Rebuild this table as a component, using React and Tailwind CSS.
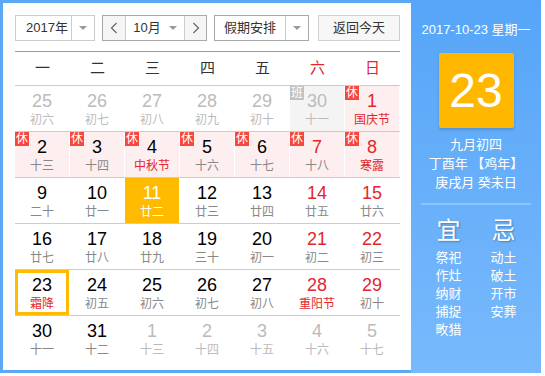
import React from 'react';

const weekdays = ['一', '二', '三', '四', '五', '六', '日'];

// d: day, l: lunar text, o: other month, red: red number, lr: red lunar, b: badge, sel, today
const rows = [
  [
    { d: 25, l: '初六', o: true },
    { d: 26, l: '初七', o: true },
    { d: 27, l: '初八', o: true },
    { d: 28, l: '初九', o: true },
    { d: 29, l: '初十', o: true },
    { d: 30, l: '十一', o: true, b: '班' },
    { d: 1, l: '国庆节', red: true, lr: true, b: '休' },
  ],
  [
    { d: 2, l: '十三', b: '休' },
    { d: 3, l: '十四', b: '休' },
    { d: 4, l: '中秋节', lr: true, b: '休' },
    { d: 5, l: '十六', b: '休' },
    { d: 6, l: '十七', b: '休' },
    { d: 7, l: '十八', red: true, b: '休' },
    { d: 8, l: '寒露', red: true, lr: true, b: '休' },
  ],
  [
    { d: 9, l: '二十' },
    { d: 10, l: '廿一' },
    { d: 11, l: '廿二', sel: true },
    { d: 12, l: '廿三' },
    { d: 13, l: '廿四' },
    { d: 14, l: '廿五', red: true },
    { d: 15, l: '廿六', red: true },
  ],
  [
    { d: 16, l: '廿七' },
    { d: 17, l: '廿八' },
    { d: 18, l: '廿九' },
    { d: 19, l: '三十' },
    { d: 20, l: '初一' },
    { d: 21, l: '初二', red: true },
    { d: 22, l: '初三', red: true },
  ],
  [
    { d: 23, l: '霜降', lr: true, today: true },
    { d: 24, l: '初五' },
    { d: 25, l: '初六' },
    { d: 26, l: '初七' },
    { d: 27, l: '初八' },
    { d: 28, l: '重阳节', red: true, lr: true },
    { d: 29, l: '初十', red: true },
  ],
  [
    { d: 30, l: '十一' },
    { d: 31, l: '十二' },
    { d: 1, l: '十三', o: true },
    { d: 2, l: '十四', o: true },
    { d: 3, l: '十五', o: true },
    { d: 4, l: '十六', o: true },
    { d: 5, l: '十七', o: true },
  ],
];

const yi = ['祭祀', '作灶', '纳财', '捕捉', '畋猎'];
const ji = ['动土', '破土', '开市', '安葬'];

const Caret = () => (
  <span className="inline-block w-0 h-0 border-x-[4px] border-x-transparent border-t-[4px] border-t-[#999]" />
);

const Chevron = ({ dir }) => (
  <svg width="8" height="12" viewBox="0 0 8 12">
    <polyline
      points={dir === 'left' ? '6.5,1 1.5,6 6.5,11' : '1.5,1 6.5,6 1.5,11'}
      fill="none"
      stroke="#666"
      strokeWidth="1.2"
    />
  </svg>
);

const DayCell = ({ c }) => {
  let bg = 'bg-white';
  if (c.sel) bg = 'bg-[#ffbb00]';
  else if (c.b === '班') bg = 'bg-[#f4f4f4]';
  else if (c.b === '休') bg = 'bg-[#fdefef]';

  let numColor = 'text-black';
  let lunarColor = 'text-[#888]';
  if (c.o) {
    numColor = 'text-[#bbb]';
    lunarColor = 'text-[#bbb]';
  } else if (c.sel) {
    numColor = 'text-white';
    lunarColor = 'text-white';
  } else {
    if (c.red) numColor = 'text-[#e3262e]';
    if (c.lr) lunarColor = 'text-[#e3262e]';
  }

  return (
    <div className={`relative h-full border-r border-white ${bg}`}>
      {c.today && (
        <div className="absolute inset-0 border-[3px] border-[#ffbb00]" />
      )}
      {c.b && (
        <span
          className={`absolute left-0 top-0 w-[14px] h-[14px] flex items-center justify-center text-[12px] leading-none text-white ${
            c.b === '休' ? 'bg-[#f5473b]' : 'bg-[#c2c2c2]'
          }`}
        >
          {c.b}
        </span>
      )}
      <div className="flex flex-col items-center pt-[5px]">
        <span className={`text-[18px] leading-[20px] ${numColor}`}>{c.d}</span>
        <span className={`text-[12px] leading-[18px] ${lunarColor}`}>{c.l}</span>
      </div>
    </div>
  );
};

export default function App() {
  return (
    <div className="w-[545px] h-[376px] bg-white font-['Liberation_Sans','Noto_Sans_CJK_SC',sans-serif]">
      <div className="flex w-[541px] h-[373px]">
        {/* Left: month grid */}
        <div className="w-[411px] h-full border-l-[3px] border-t-[3px] border-b-[3px] border-[#5ba8f5] bg-white pl-[12px] pr-[11px] pt-[12px]">
          <div className="flex h-[26px] text-[13px] text-[#333]">
            <div className="flex w-[80px] border border-[#ccc]">
              <div className="w-[55px] flex items-center pl-[10px]">2017年</div>
              <div className="flex-1 flex items-center justify-center border-l border-[#ccc]">
                <Caret />
              </div>
            </div>
            <div className="flex w-[105px] ml-[7px] border border-[#a8a8a8]">
              <div className="w-[23px] flex items-center justify-center bg-[#f5f5f5] border-r border-[#ccc]">
                <Chevron dir="left" />
              </div>
              <div className="flex-1 flex items-center justify-center gap-[8px]">
                <span>10月</span>
                <Caret />
              </div>
              <div className="w-[22px] flex items-center justify-center bg-[#f5f5f5] border-l border-[#ccc]">
                <Chevron dir="right" />
              </div>
            </div>
            <div className="flex w-[95px] ml-[7px] border border-[#a8a8a8]">
              <div className="w-[70px] flex items-center justify-center">假期安排</div>
              <div className="flex-1 flex items-center justify-center border-l border-[#ccc]">
                <Caret />
              </div>
            </div>
            <div className="w-[82px] ml-[9px] flex items-center justify-center border border-[#d0d0d0] bg-[#f7f7f7]">
              返回今天
            </div>
          </div>

          <div className="mt-[10px] h-[1px] bg-[#5ba8f5]" />

          <div className="grid grid-cols-7 h-[34px] border-b border-[#ccc] text-[15px]">
            {weekdays.map((w, i) => (
              <div
                key={w}
                className={`flex items-center justify-center ${i >= 5 ? 'text-[#e3262e]' : 'text-[#333]'}`}
              >
                {w}
              </div>
            ))}
          </div>

          {rows.map((row, ri) => (
            <div
              key={ri}
              className={`grid grid-cols-7 h-[46px] ${ri < rows.length - 1 ? 'border-b border-[#ccc]' : ''}`}
            >
              {row.map((c, ci) => (
                <DayCell key={ci} c={c} />
              ))}
            </div>
          ))}
        </div>

        {/* Right: today detail */}
        <div className="w-[130px] h-full bg-gradient-to-b from-[#56a5f8] to-[#78b9fc] flex flex-col items-center text-white">
          <div className="mt-[21px] text-[13px] leading-[18px]">2017-10-23 星期一</div>
          <div className="mt-[14px] w-[75px] h-[75px] rounded-[2px] bg-[#ffb700] shadow-[0_2px_3px_rgba(0,0,0,0.15)] flex items-center justify-center text-[48px] leading-none">
            23
          </div>
          <div className="mt-[7px] text-[13px] leading-[19px] text-center">
            <div>九月初四</div>
            <div>丁酉年 【鸡年】</div>
            <div>庚戌月 癸未日</div>
          </div>
          <div className="mt-[11px] w-[110px] h-[2px] bg-[#8dc4fb]" />
          <div className="flex w-[110px] mt-[11px]">
            <div className="w-[55px] flex flex-col items-center">
              <div className="text-[24px] leading-[30px] [text-shadow:1px_1px_2px_rgba(0,0,0,0.3)]">宜</div>
              <div className="mt-[3px] text-[13px] leading-[18px] flex flex-col items-center">
                {yi.map((t) => (
                  <span key={t}>{t}</span>
                ))}
              </div>
            </div>
            <div className="w-[55px] flex flex-col items-center">
              <div className="text-[24px] leading-[30px] [text-shadow:1px_1px_2px_rgba(0,0,0,0.3)]">忌</div>
              <div className="mt-[3px] text-[13px] leading-[18px] flex flex-col items-center">
                {ji.map((t) => (
                  <span key={t}>{t}</span>
                ))}
              </div>
            </div>
          </div>
        </div>
      </div>
    </div>
  );
}
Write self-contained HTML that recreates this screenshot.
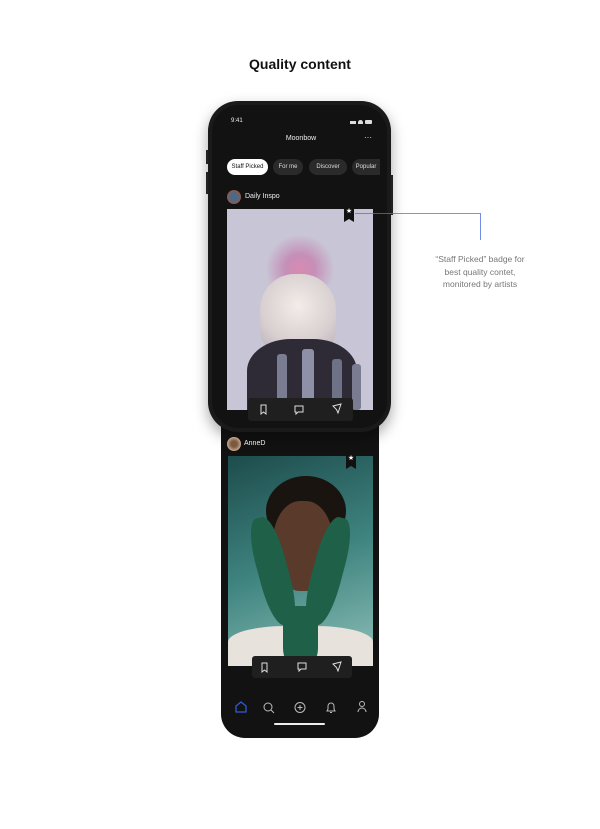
<!DOCTYPE html>
<html><head><meta charset="utf-8"><style>
*{margin:0;padding:0;box-sizing:border-box}
body{width:600px;height:829px;background:#fff;position:relative;overflow:hidden;font-family:"Liberation Sans",sans-serif}
.a{position:absolute}
h1{position:absolute;top:56px;width:600px;text-align:center;font-size:14px;font-weight:bold;color:#111}
.chip{position:absolute;top:159px;height:16px;border-radius:8px;background:#2a2a2a;color:#ddd;font-size:6px;line-height:16px;text-align:center}
.bar{position:absolute;background:#1f1f1f;border-radius:3px}
.note{position:absolute;left:420px;top:253px;width:120px;text-align:center;font-size:8.5px;line-height:12.5px;color:#777}
</style></head><body>
<h1>Quality content</h1>
<div class="a" style="left:221px;top:410px;width:158px;height:328px;background:#121212;border-radius:0 0 24px 24px"></div>
<div class="a" style="left:208px;top:101px;width:183px;height:331px;background:#1a1a1a;border-radius:30px;box-shadow:0 6px 14px rgba(0,0,0,.35)"></div>
<div class="a" style="left:212px;top:105px;width:175px;height:323px;background:#121212;border-radius:27px"></div>
<div class="a" style="left:206px;top:150px;width:2px;height:14px;background:#222"></div>
<div class="a" style="left:206px;top:172px;width:2px;height:22px;background:#222"></div>
<div class="a" style="left:391px;top:175px;width:2px;height:40px;background:#222"></div>
<div class="a" style="left:231px;top:118px;color:#eee;font-size:6px">9:41</div>
<div class="a" style="left:350px;top:120px;width:22px;height:4px"><div class="a" style="left:0;top:1px;width:6px;height:3px;background:#ddd"></div><div class="a" style="left:8px;top:0;width:5px;height:4px;border-radius:3px 3px 0 0;background:#ddd"></div><div class="a" style="left:15px;top:0;width:7px;height:4px;background:#ddd;border-radius:1px"></div></div>
<div class="a" style="left:270px;top:135px;width:62px;text-align:center;color:#eee;font-size:7px">Moonbow</div>
<div class="a" style="left:364px;top:133px;color:#eee;font-size:8px;letter-spacing:0">···</div>
<div class="chip" style="left:227px;width:41px;background:#fff;color:#111">Staff Picked</div>
<div class="chip" style="left:273px;width:30px">For me</div>
<div class="chip" style="left:309px;width:38px">Discover</div>
<div class="chip" style="left:352px;width:28px;border-radius:8px 0 0 8px">Popular</div>
<div class="a" style="left:227px;top:190px;width:14px;height:14px;border-radius:50%;background:radial-gradient(circle,#4a6a8a 30%,#8a5a50 70%)"></div>
<div class="a" style="left:245px;top:193px;color:#eee;font-size:7px">Daily Inspo</div>
<div class="a" style="left:227px;top:209px;width:146px;height:201px;background:#c8c6d6;overflow:hidden">
 <div class="a" style="left:38px;top:25px;width:70px;height:70px;border-radius:50%;background:radial-gradient(circle,#d98ab0 0%,#c58fb8 30%,rgba(200,198,214,0) 70%)"></div>
 <div class="a" style="left:33px;top:65px;width:76px;height:80px;border-radius:45% 45% 30% 30%;background:radial-gradient(circle at 50% 40%,#f3ece8,#d8cfd0 60%,#b4acb8)"></div>
 <div class="a" style="left:20px;top:130px;width:110px;height:80px;border-radius:40% 40% 0 0;background:#2e2a36"></div>
 <div class="a" style="left:50px;top:145px;width:10px;height:56px;background:#7a7d92;border-radius:3px"></div>
 <div class="a" style="left:75px;top:140px;width:12px;height:61px;background:#8d90a6;border-radius:3px"></div>
 <div class="a" style="left:105px;top:150px;width:10px;height:51px;background:#6e7286;border-radius:3px"></div>
 <div class="a" style="left:125px;top:155px;width:9px;height:46px;background:#7a7d92;border-radius:3px"></div>
</div>
<div class="a" style="left:344px;top:207px;width:10px;height:15px;background:#111;clip-path:polygon(0 0,100% 0,100% 100%,50% 80%,0 100%)"><div style="color:#fff;font-size:7px;text-align:center;line-height:9px">★</div></div>
<div class="bar" style="left:248px;top:398px;width:105px;height:23px"></div>
<svg class="a" style="left:248px;top:398px" width="105" height="23" fill="none" stroke="#ddd" stroke-width="1">
<path d="M13 7h5v9l-2.5-2-2.5 2z"/><path d="M47 8h8v6h-5l-2 2v-2h-1z"/><path d="M85 8l8-2-3 9-1.5-3.5z"/></svg>
<div class="a" style="left:227px;top:437px;width:14px;height:14px;border-radius:50%;background:radial-gradient(circle,#7a5a40 30%,#c8a890 70%)"></div>
<div class="a" style="left:244px;top:440px;color:#eee;font-size:7px">AnneD</div>
<div class="a" style="left:228px;top:456px;width:145px;height:210px;background:linear-gradient(160deg,#1d4c4c,#3f8480 50%,#8fc0b8);overflow:hidden">
 <div class="a" style="left:38px;top:20px;width:80px;height:70px;border-radius:50%;background:#1a1410"></div>
 <div class="a" style="left:45px;top:45px;width:60px;height:90px;border-radius:45%;background:#5a3a2a"></div>
 <div class="a" style="left:30px;top:60px;width:30px;height:110px;border-radius:40%;background:#1f6048;transform:rotate(-15deg)"></div>
 <div class="a" style="left:85px;top:60px;width:30px;height:110px;border-radius:40%;background:#1f6048;transform:rotate(15deg)"></div>
 <div class="a" style="left:0;top:170px;width:145px;height:40px;background:#e8e2dc;border-radius:40% 40% 0 0"></div>
 <div class="a" style="left:55px;top:150px;width:35px;height:60px;background:#1f6048;border-radius:30%"></div>
</div>
<div class="a" style="left:346px;top:454px;width:10px;height:15px;background:#111;clip-path:polygon(0 0,100% 0,100% 100%,50% 80%,0 100%)"><div style="color:#fff;font-size:7px;text-align:center;line-height:9px">★</div></div>
<div class="bar" style="left:252px;top:656px;width:100px;height:22px"></div>
<svg class="a" style="left:252px;top:656px" width="100" height="22" fill="none" stroke="#ddd" stroke-width="1">
<path d="M10 7h5v9l-2.5-2-2.5 2z"/><path d="M46 7h8v6h-5l-2 2v-2h-1z"/><path d="M81 8l8-2-3 9-1.5-3.5z"/></svg>
<svg class="a" style="left:230px;top:698px" width="140" height="20" fill="none" stroke="#bbb" stroke-width="1">
<path d="M6 14v-6l5-4 5 4v6z" stroke="#2f5bd8" stroke-width="1.3"/>
<circle cx="38" cy="9" r="4"/><path d="M41 12l3 3"/>
<circle cx="70" cy="9.5" r="5"/><path d="M70 7v5M67.5 9.5h5"/>
<path d="M97 13h8l-1-2v-3a3 3 0 0 0-6 0v3z M100 14.5h2"/>
<circle cx="132" cy="6" r="2.5"/><path d="M128 14a4 4 0 0 1 8 0"/></svg>
<div class="a" style="left:274px;top:723px;width:51px;height:2px;background:#eee;border-radius:1px"></div>
<svg class="a" style="left:0;top:0" width="600" height="300" fill="none" stroke="#4f6fe0" stroke-width="0.8"><path d="M355 213.5H480.5V240"/></svg>
<div class="note">“Staff Picked” badge for<br>best quality contet,<br>monitored by artists</div>
</body></html>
--------------------
TASK GOAL: Retype the records above word for word, from their first line through the line containing "const weekdays = ['一', '二', '三', '四', '五', '六', '日'];", and leave out every picture.

EXERCISE ANSWER:
Rebuild this table as a component, using React and Tailwind CSS.
import React from 'react';

const weekdays = ['一', '二', '三', '四', '五', '六', '日'];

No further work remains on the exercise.